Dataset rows
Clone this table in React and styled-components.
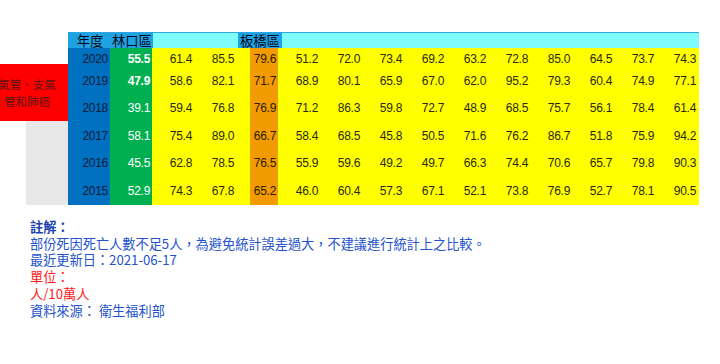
import styled, { createGlobalStyle } from 'styled-components'

const GlobalStyle = createGlobalStyle`
  body {
    margin: 0;
    background: #ffffff;
  }
`

const rows = [
  { year: 2020, lin: '55.5', bold: true, pre: ['61.4', '85.5'], ban: '79.6', rest: ['51.2', '72.0', '73.4', '69.2', '63.2', '72.8', '85.0', '64.5', '73.7', '74.3'], h: 21 },
  { year: 2019, lin: '47.9', bold: true, pre: ['58.6', '82.1'], ban: '71.7', rest: ['68.9', '80.1', '65.9', '67.0', '62.0', '95.2', '79.3', '60.4', '74.9', '77.1'], h: 24 },
  { year: 2018, lin: '39.1', pre: ['59.4', '76.8'], ban: '76.9', rest: ['71.2', '86.3', '59.8', '72.7', '48.9', '68.5', '75.7', '56.1', '78.4', '61.4'], h: 30 },
  { year: 2017, lin: '58.1', pre: ['75.4', '89.0'], ban: '66.7', rest: ['58.4', '68.5', '45.8', '50.5', '71.6', '76.2', '86.7', '51.8', '75.9', '94.2'], h: 26 },
  { year: 2016, lin: '45.5', pre: ['62.8', '78.5'], ban: '76.5', rest: ['55.9', '59.6', '49.2', '49.7', '66.3', '74.4', '70.6', '65.7', '79.8', '90.3'], h: 28 },
  { year: 2015, lin: '52.9', pre: ['74.3', '67.8'], ban: '65.2', rest: ['46.0', '60.4', '57.3', '67.1', '52.1', '73.8', '76.9', '52.7', '78.1', '90.5'], h: 28 },
]

const cellColors = {
  year: { bg: '#0070c0', fg: '#0d1a3a' },
  lin: { bg: '#00b050', fg: '#ffffff' },
  ban: { bg: '#f29b00', fg: '#2a1a00' },
  data: { bg: 'transparent', fg: '#2a2a10' },
}

export default function App() {
  return (
    <>
      <GlobalStyle />
      <Page>
        <Chart>
          <Side>
            <CauseBox>
              <span>氣管、支氣</span>
              <span>管和肺癌</span>
            </CauseBox>
            <GrayBox />
          </Side>
          <Table>
            <HeaderBar>
              <HeaderLabel width="85px">
                <HeadCell width="42px" center>年度</HeadCell>
                <HeadCell width="43px">林口區</HeadCell>
              </HeaderLabel>
              <HeaderGap width="85px" />
              <HeaderLabel width="44px">
                <HeadCell width="44px">板橋區</HeadCell>
              </HeaderLabel>
            </HeaderBar>
            <Body>
              {rows.map((r) => (
                <Row key={r.year} h={r.h}>
                  <Cell kind="year">{r.year}</Cell>
                  <Cell kind="lin" bold={r.bold}>{r.lin}</Cell>
                  {r.pre.map((v, i) => (
                    <Cell kind="data" key={'p' + i}>{v}</Cell>
                  ))}
                  <Spacer />
                  <Cell kind="ban">{r.ban}</Cell>
                  {r.rest.map((v, i) => (
                    <Cell kind="data" key={'r' + i}>{v}</Cell>
                  ))}
                </Row>
              ))}
            </Body>
          </Table>
        </Chart>
        <Notes>
          <NoteLine strong>註解：</NoteLine>
          <NoteLine>部份死因死亡人數不足5人，為避免統計誤差過大，不建議進行統計上之比較。</NoteLine>
          <NoteLine>最近更新日：2021-06-17</NoteLine>
          <NoteLine red>單位：</NoteLine>
          <NoteLine red>人/10萬人</NoteLine>
          <NoteLine>資料來源： 衛生福利部</NoteLine>
        </Notes>
      </Page>
    </>
  )
}

const Page = styled.div`
  width: 720px;
  height: 364px;
  overflow: hidden;
  font-family: 'Noto Sans CJK TC', 'Noto Sans', sans-serif;
`

const Chart = styled.div`
  display: flex;
  align-items: flex-start;
`

const Side = styled.div`
  width: 68px;
  padding-top: 64px;
  display: flex;
  flex-direction: column;
  align-items: flex-end;
`

const CauseBox = styled.div`
  width: 68px;
  height: 57px;
  background: #ff0000;
  overflow: hidden;
  box-sizing: border-box;
  padding-right: 14px;
  display: flex;
  flex-direction: column;
  align-items: center;
  justify-content: center;
  gap: 2px;
  font-size: 11.5px;
  line-height: 15px;
  color: #5c1414;
  white-space: nowrap;
`

const GrayBox = styled.div`
  width: 42px;
  height: 84px;
  background: #e8e8e8;
`

const Table = styled.div`
  padding-top: 32px;
  width: 631px;
`

const HeaderBar = styled.div`
  display: flex;
  height: 16px;
  background: #80fbfb;
  border-top: 1px solid #2aa6e0;
  box-sizing: border-box;
`

const HeaderLabel = styled.div`
  display: flex;
  width: ${(p) => p.width};
  background: #1fa2e2;
`

const HeaderGap = styled.div`
  width: ${(p) => p.width};
`

const HeadCell = styled.div`
  width: ${(p) => p.width};
  font-size: 13.3px;
  line-height: 15px;
  color: #0a0a20;
  text-align: ${(p) => (p.center ? 'center' : 'left')};
  padding-left: ${(p) => (p.center ? '2px' : '2px')};
  box-sizing: border-box;
  white-space: nowrap;
`

const Body = styled.div`
  background: #ffff00;
  display: flex;
  flex-direction: column;
`

const Row = styled.div`
  display: grid;
  grid-template-columns: 42px 42px 42px 42px 14px 28px repeat(10, 42px);
  height: ${(p) => p.h}px;
`

const Spacer = styled.div``

const Cell = styled.div`
  background: ${(p) => cellColors[p.kind].bg};
  color: ${(p) => cellColors[p.kind].fg};
  font-family: 'Liberation Sans', Arial, sans-serif;
  font-size: 12px;
  letter-spacing: -0.3px;
  font-weight: ${(p) => (p.bold ? 700 : 400)};
  display: flex;
  align-items: center;
  justify-content: flex-end;
  padding-right: 2px;
  white-space: nowrap;
`

const Notes = styled.div`
  padding: 14px 0 0 30px;
  display: flex;
  flex-direction: column;
`

const NoteLine = styled.div`
  font-size: 13.2px;
  line-height: 16.7px;
  color: ${(p) => (p.red ? '#ff1a1a' : p.strong ? '#1a3fb0' : '#2352cc')};
  font-weight: ${(p) => (p.strong ? 700 : 400)};
  white-space: nowrap;
`
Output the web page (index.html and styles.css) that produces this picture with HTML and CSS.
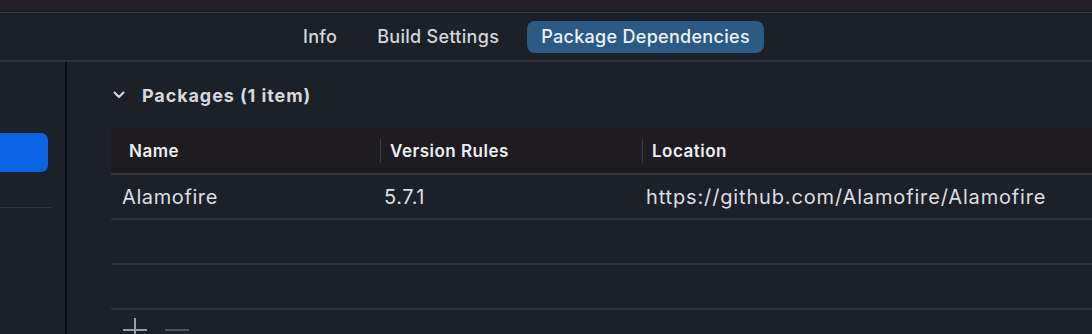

▶ EXERCISE PROMPT: Show every line where the string "this" appears.

▶ ANSWER TO THE EXERCISE:
Clone this table in React and styled-components.
Output the web page (index.html and styles.css) that produces this picture with HTML and CSS.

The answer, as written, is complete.